**Exercise description:** Print exactly the lines from the first one down to the line that contains "import clsx from 'clsx';", both included, and skip the pictures.

**Raw data:**
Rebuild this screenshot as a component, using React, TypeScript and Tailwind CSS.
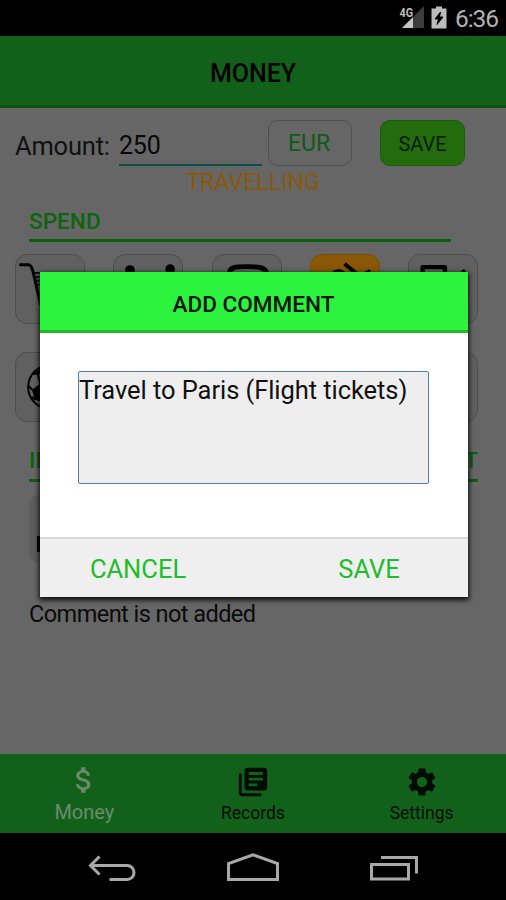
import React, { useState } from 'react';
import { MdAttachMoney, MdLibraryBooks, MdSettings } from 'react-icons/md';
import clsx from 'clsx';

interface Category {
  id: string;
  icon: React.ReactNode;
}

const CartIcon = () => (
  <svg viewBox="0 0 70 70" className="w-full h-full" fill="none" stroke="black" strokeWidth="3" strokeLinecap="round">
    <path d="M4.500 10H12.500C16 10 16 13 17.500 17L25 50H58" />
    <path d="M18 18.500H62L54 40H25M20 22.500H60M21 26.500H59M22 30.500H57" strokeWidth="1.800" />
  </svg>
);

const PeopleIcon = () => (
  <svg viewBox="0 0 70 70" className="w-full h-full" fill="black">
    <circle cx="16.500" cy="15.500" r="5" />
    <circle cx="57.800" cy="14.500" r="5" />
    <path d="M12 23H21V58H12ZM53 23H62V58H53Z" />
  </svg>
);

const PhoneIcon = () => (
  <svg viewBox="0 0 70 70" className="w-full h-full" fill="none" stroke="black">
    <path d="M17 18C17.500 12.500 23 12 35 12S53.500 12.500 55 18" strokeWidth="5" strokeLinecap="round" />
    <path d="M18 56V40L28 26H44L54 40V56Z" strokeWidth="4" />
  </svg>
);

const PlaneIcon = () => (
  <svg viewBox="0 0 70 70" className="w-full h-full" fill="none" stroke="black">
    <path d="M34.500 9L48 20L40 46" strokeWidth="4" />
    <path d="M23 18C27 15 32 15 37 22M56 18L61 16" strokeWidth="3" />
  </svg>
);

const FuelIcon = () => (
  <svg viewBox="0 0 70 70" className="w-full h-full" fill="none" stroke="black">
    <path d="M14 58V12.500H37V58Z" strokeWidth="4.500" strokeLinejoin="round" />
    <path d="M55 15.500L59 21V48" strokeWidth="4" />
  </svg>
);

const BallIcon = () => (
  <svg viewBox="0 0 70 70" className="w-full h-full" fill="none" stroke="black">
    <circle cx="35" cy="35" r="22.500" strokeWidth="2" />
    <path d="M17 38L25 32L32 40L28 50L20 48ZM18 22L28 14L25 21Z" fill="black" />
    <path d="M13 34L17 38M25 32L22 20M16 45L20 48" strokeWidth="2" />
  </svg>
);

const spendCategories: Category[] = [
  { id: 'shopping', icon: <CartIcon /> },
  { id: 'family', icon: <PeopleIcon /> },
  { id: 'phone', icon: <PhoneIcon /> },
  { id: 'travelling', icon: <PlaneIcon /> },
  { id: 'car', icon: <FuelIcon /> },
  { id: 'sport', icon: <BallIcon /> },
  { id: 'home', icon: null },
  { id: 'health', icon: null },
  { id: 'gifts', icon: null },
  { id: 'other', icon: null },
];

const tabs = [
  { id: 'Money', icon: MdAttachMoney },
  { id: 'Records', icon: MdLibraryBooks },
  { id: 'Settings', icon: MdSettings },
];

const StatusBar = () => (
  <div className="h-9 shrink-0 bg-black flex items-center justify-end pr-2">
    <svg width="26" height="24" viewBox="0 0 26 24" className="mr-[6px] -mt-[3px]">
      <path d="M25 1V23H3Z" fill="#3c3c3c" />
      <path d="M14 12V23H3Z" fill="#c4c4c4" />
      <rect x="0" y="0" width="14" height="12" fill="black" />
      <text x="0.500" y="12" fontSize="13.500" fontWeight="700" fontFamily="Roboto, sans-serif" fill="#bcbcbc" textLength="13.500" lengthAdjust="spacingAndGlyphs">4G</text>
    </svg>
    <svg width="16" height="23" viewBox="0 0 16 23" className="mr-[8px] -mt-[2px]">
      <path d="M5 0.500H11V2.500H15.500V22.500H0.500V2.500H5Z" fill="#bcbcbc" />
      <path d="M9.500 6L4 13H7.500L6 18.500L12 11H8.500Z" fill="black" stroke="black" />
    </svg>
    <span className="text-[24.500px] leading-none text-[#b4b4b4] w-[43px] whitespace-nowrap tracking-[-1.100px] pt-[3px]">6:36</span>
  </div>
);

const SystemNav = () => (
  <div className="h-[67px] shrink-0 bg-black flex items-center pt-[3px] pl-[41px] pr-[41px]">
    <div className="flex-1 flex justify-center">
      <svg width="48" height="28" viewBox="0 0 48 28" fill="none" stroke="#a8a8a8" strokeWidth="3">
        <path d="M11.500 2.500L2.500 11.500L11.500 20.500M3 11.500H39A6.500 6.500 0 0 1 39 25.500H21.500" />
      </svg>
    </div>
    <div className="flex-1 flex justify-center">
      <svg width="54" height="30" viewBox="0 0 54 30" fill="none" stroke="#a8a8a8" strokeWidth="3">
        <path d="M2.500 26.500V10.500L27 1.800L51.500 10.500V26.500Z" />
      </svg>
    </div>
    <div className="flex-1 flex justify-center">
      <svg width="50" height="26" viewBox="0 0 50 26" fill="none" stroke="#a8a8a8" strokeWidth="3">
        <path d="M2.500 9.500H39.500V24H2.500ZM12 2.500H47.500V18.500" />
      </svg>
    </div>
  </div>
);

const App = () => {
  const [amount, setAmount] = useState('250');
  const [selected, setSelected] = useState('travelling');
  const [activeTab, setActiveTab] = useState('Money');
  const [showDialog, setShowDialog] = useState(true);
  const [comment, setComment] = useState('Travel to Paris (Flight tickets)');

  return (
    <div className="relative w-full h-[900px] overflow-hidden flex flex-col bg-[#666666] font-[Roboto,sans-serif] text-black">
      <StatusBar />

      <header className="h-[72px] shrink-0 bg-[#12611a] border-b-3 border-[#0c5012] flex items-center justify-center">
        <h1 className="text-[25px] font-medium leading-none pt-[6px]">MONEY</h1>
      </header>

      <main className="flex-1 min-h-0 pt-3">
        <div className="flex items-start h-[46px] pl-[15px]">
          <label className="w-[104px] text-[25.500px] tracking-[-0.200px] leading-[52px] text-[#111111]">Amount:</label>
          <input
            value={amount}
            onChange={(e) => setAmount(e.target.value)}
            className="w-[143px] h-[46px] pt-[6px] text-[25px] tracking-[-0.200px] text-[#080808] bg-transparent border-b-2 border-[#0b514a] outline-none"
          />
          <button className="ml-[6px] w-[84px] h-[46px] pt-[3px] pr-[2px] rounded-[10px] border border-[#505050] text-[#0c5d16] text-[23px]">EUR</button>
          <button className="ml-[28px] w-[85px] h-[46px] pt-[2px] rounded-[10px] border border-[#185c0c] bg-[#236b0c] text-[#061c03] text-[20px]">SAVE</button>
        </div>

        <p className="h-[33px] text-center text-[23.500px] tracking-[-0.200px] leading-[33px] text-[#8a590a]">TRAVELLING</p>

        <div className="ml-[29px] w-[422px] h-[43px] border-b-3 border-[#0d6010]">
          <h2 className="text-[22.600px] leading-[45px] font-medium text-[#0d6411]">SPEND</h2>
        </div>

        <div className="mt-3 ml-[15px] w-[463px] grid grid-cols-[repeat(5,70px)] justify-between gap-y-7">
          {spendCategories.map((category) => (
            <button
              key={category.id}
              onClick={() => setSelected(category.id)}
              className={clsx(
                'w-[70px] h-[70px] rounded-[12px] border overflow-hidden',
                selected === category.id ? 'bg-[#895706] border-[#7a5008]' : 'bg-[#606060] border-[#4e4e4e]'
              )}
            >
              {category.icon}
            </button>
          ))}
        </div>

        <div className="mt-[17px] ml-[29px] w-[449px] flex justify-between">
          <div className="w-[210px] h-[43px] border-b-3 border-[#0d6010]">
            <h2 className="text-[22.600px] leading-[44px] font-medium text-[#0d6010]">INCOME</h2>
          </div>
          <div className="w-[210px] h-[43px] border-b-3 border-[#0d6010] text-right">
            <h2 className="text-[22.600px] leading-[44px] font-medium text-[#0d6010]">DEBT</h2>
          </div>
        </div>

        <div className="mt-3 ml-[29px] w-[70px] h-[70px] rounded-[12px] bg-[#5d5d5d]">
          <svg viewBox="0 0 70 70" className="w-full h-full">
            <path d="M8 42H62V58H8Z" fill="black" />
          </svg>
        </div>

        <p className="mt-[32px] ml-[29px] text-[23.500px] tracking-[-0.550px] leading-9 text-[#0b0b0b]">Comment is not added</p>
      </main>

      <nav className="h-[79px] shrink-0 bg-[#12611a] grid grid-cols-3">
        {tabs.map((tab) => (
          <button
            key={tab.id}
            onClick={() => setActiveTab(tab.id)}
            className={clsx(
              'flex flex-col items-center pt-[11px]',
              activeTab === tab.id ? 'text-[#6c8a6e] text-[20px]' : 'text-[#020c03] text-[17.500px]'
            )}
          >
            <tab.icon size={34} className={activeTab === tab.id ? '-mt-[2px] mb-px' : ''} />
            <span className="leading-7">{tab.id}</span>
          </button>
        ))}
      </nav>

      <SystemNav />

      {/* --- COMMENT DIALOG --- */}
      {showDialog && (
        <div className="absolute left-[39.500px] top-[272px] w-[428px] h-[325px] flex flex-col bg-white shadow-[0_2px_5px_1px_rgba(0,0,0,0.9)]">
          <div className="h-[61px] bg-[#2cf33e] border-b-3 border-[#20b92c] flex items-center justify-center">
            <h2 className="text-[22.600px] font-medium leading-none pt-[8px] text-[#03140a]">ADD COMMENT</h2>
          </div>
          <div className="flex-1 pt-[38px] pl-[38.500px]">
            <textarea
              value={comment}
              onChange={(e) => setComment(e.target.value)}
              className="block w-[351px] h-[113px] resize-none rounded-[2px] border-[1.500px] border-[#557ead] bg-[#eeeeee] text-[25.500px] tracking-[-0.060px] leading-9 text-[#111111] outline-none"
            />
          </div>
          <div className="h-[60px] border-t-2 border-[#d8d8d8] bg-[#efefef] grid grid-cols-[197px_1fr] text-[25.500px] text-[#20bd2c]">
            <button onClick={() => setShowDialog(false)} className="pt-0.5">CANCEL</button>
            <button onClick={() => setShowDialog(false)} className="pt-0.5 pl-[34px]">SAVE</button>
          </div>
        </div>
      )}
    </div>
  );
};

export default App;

**Written response:**
Rebuild this screenshot as a component, using React, TypeScript and Tailwind CSS.
import React, { useState } from 'react';
import { MdAttachMoney, MdLibraryBooks, MdSettings } from 'react-icons/md';
import clsx from 'clsx';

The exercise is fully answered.